#### [Material provided]
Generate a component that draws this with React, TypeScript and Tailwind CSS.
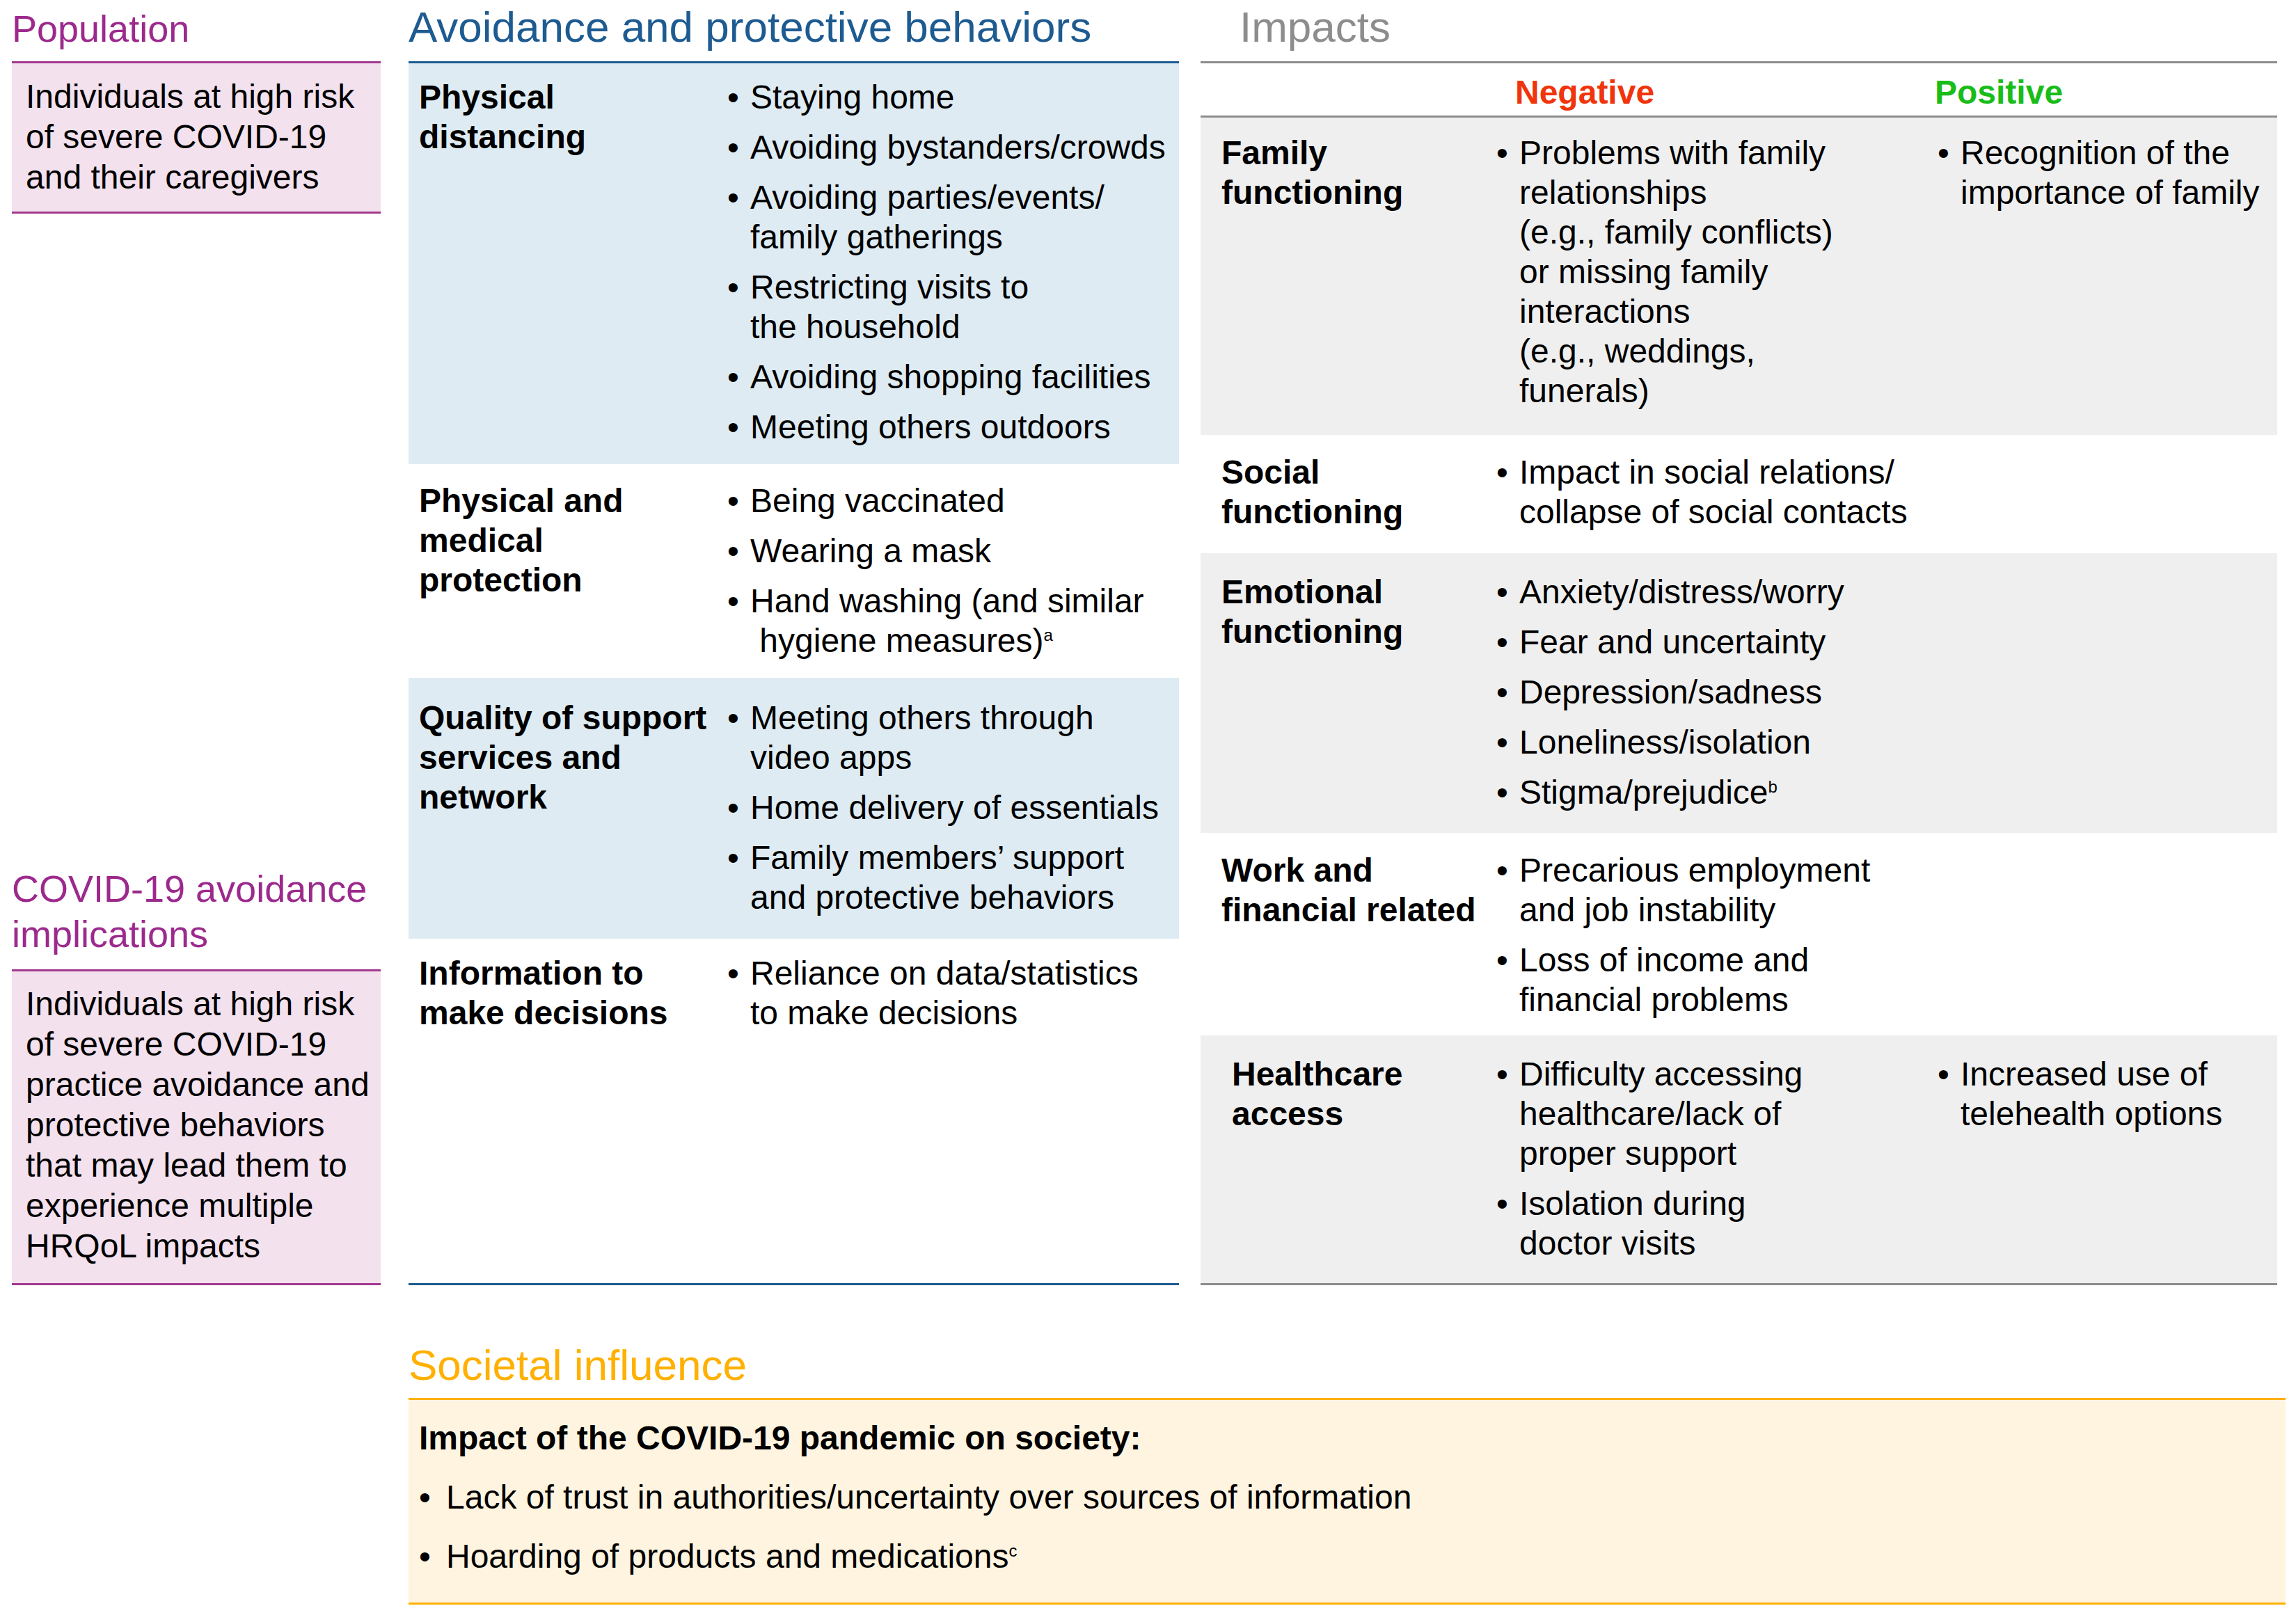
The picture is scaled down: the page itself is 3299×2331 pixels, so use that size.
import type { ReactNode } from "react";

type Item = ReactNode[];

function Sup({ children }: { children: ReactNode }) {
  return <sup className="top-[-16px] text-[24px]">{children}</sup>;
}

function Bullets({ items, bullet = "w-[33px]", gap = "gap-[15px]" }: { items: Item[]; bullet?: string; gap?: string }) {
  return (
    <ul className={`flex flex-col ${gap}`}>
      {items.map((lines, i) => (
        <li key={i} className="flex">
          <span className={`${bullet} shrink-0`}>•</span>
          <span className="whitespace-nowrap">
            {lines.map((l, j) => (
              <span key={j} className="block">
                {l}
              </span>
            ))}
          </span>
        </li>
      ))}
    </ul>
  );
}

function MidRow({ bg, h, pt, label, items }: { bg: string; h: string; pt: string; label: ReactNode; items: Item[] }) {
  return (
    <div className={`flex ${bg} ${h} ${pt}`}>
      <div className="w-[458px] shrink-0 pl-[15px] font-bold whitespace-nowrap">{label}</div>
      <Bullets items={items} />
    </div>
  );
}

function ImpactRow({
  bg,
  h,
  pt,
  label,
  labelPad = "pl-[30px]",
  negative,
  positive = [],
}: {
  bg: string;
  h: string;
  pt: string;
  label: ReactNode;
  labelPad?: string;
  negative: Item[];
  positive?: Item[];
}) {
  return (
    <div className={`flex ${bg} ${h} ${pt}`}>
      <div className={`w-[425px] shrink-0 ${labelPad} font-bold whitespace-nowrap`}>{label}</div>
      <div className="w-[634px] shrink-0">
        <Bullets items={negative} />
      </div>
      <div>{positive.length > 0 && <Bullets items={positive} />}</div>
    </div>
  );
}

export default function App() {
  return (
    <div className="h-[2331px] w-[3299px] overflow-hidden bg-white font-['Liberation_Sans',Arial,sans-serif] text-[48px] leading-[57px] text-black">
      <div className="flex pl-[17px]">
        {/* Population / implications */}
        <div className="flex h-[1847px] w-[530px] shrink-0 flex-col justify-between">
          <div>
            <div className="h-[88px] pt-[14px] text-[54px] leading-[54px] text-[#9c2a8d]">Population</div>
            <div className="border-y-[3px] border-[#a2388f] bg-[#f3e1ee] pt-[19px] pb-[20px] pl-[20px] leading-[58px]">
              Individuals at high risk
              <br />
              of severe COVID-19
              <br />
              and their caregivers
            </div>
          </div>
          <div>
            <div className="mb-[18px] text-[54px] leading-[65px] text-[#9c2a8d]">
              COVID-19 avoidance
              <br />
              implications
            </div>
            <div className="border-y-[3px] border-[#a2388f] bg-[#f3e1ee] pt-[18px] pb-[24px] pl-[20px] leading-[58px]">
              Individuals at high risk
              <br />
              of severe COVID-19
              <br />
              practice avoidance and
              <br />
              protective behaviors
              <br />
              that may lead them to
              <br />
              experience multiple
              <br />
              HRQoL impacts
            </div>
          </div>
        </div>

        {/* Avoidance and protective behaviors */}
        <div className="ml-[40px] w-[1107px] shrink-0">
          <div className="h-[88px] pt-[8px] text-[62px] leading-[62px] whitespace-nowrap text-[#1d5b91]">
            Avoidance and protective behaviors
          </div>
          <div className="border-y-[3px] border-[#1d5b91]">
            <MidRow
              bg="bg-[#deebf3]"
              h="h-[576px]"
              pt="pt-[20px]"
              label={
                <>
                  Physical
                  <br />
                  distancing
                </>
              }
              items={[
                ["Staying home"],
                ["Avoiding bystanders/crowds"],
                ["Avoiding parties/events/", "family gatherings"],
                ["Restricting visits to", "the household"],
                ["Avoiding shopping facilities"],
                ["Meeting others outdoors"],
              ]}
            />
            <MidRow
              bg="bg-white"
              h="h-[307px]"
              pt="pt-[24px]"
              label={
                <>
                  Physical and
                  <br />
                  medical
                  <br />
                  protection
                </>
              }
              items={[
                ["Being vaccinated"],
                ["Wearing a mask"],
                [
                  "Hand washing (and similar",
                  <>
                    {"\u00a0hygiene measures)"}
                    <Sup>a</Sup>
                  </>,
                ],
              ]}
            />
            <MidRow
              bg="bg-[#deebf3]"
              h="h-[375px]"
              pt="pt-[29px]"
              label={
                <>
                  Quality of support
                  <br />
                  services and
                  <br />
                  network
                </>
              }
              items={[
                ["Meeting others through", "video apps"],
                ["Home delivery of essentials"],
                ["Family members\u2019 support", "and protective behaviors"],
              ]}
            />
            <MidRow
              bg="bg-white"
              h="h-[495px]"
              pt="pt-[21px]"
              label={
                <>
                  Information to
                  <br />
                  make decisions
                </>
              }
              items={[["Reliance on data/statistics", "to make decisions"]]}
            />
          </div>
        </div>

        {/* Impacts */}
        <div className="ml-[31px] w-[1547px] shrink-0">
          <div className="h-[88px] pt-[8px] pl-[56px] text-[62px] leading-[62px] text-[#8d8d8d]">Impacts</div>
          <div className="flex h-[78px] border-t-[3px] border-[#8c8c8c] pt-[13px] font-bold">
            <div className="w-[425px] shrink-0" />
            <div className="w-[630px] shrink-0 pl-[27px] text-[#f0340c]">Negative</div>
            <div className="text-[#19bd19]">Positive</div>
          </div>
          <div className="border-y-[3px] border-[#8c8c8c]">
            <ImpactRow
              bg="bg-[#efefef]"
              h="h-[456px]"
              pt="pt-[22px]"
              label={
                <>
                  Family
                  <br />
                  functioning
                </>
              }
              negative={[
                [
                  "Problems with family",
                  "relationships",
                  "(e.g., family conflicts)",
                  "or missing family",
                  "interactions",
                  "(e.g., weddings,",
                  "funerals)",
                ],
              ]}
              positive={[["Recognition of the", "importance of family"]]}
            />
            <ImpactRow
              bg="bg-white"
              h="h-[170px]"
              pt="pt-[25px]"
              label={
                <>
                  Social
                  <br />
                  functioning
                </>
              }
              negative={[["Impact in social relations/", "collapse of social contacts"]]}
            />
            <ImpactRow
              bg="bg-[#efefef]"
              h="h-[402px]"
              pt="pt-[27px]"
              label={
                <>
                  Emotional
                  <br />
                  functioning
                </>
              }
              negative={[
                ["Anxiety/distress/worry"],
                ["Fear and uncertainty"],
                ["Depression/sadness"],
                ["Loneliness/isolation"],
                [
                  <>
                    Stigma/prejudice<Sup>b</Sup>
                  </>,
                ],
              ]}
            />
            <ImpactRow
              bg="bg-white"
              h="h-[291px]"
              pt="pt-[25px]"
              label={
                <>
                  Work and
                  <br />
                  financial related
                </>
              }
              negative={[
                ["Precarious employment", "and job instability"],
                ["Loss of income and", "financial problems"],
              ]}
            />
            <ImpactRow
              bg="bg-[#efefef]"
              h="h-[356px]"
              pt="pt-[27px]"
              labelPad="pl-[45px]"
              label={
                <>
                  Healthcare
                  <br />
                  access
                </>
              }
              negative={[
                ["Difficulty accessing", "healthcare/lack of", "proper support"],
                ["Isolation during", "doctor visits"],
              ]}
              positive={[["Increased use of", "telehealth options"]]}
            />
          </div>
        </div>
      </div>

      {/* Societal influence */}
      <div className="ml-[587px] w-[2697px]">
        <div className="mb-[16px] pt-[84px] text-[62px] leading-[62px] text-[#ffb000]">Societal influence</div>
        <div className="flex flex-col gap-[28px] border-y-[3px] border-[#ffb000] bg-[#fff4e0] pt-[26px] pb-[38px] pl-[15px]">
          <div className="font-bold">Impact of the COVID-19 pandemic on society:</div>
          <Bullets
            gap="gap-[28px]"
            bullet="w-[39px]"
            items={[
              ["Lack of trust in authorities/uncertainty over sources of information"],
              [
                <>
                  Hoarding of products and medications<Sup>c</Sup>
                </>,
              ],
            ]}
          />
        </div>
      </div>
    </div>
  );
}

#### [Aim]
Pull out every line containing "that".

#### [Exercise solution]
Generate a component that draws this with React, TypeScript and Tailwind CSS.
The picture is scaled down: the page itself is 3299×2331 pixels, so use that size.
              that may lead them to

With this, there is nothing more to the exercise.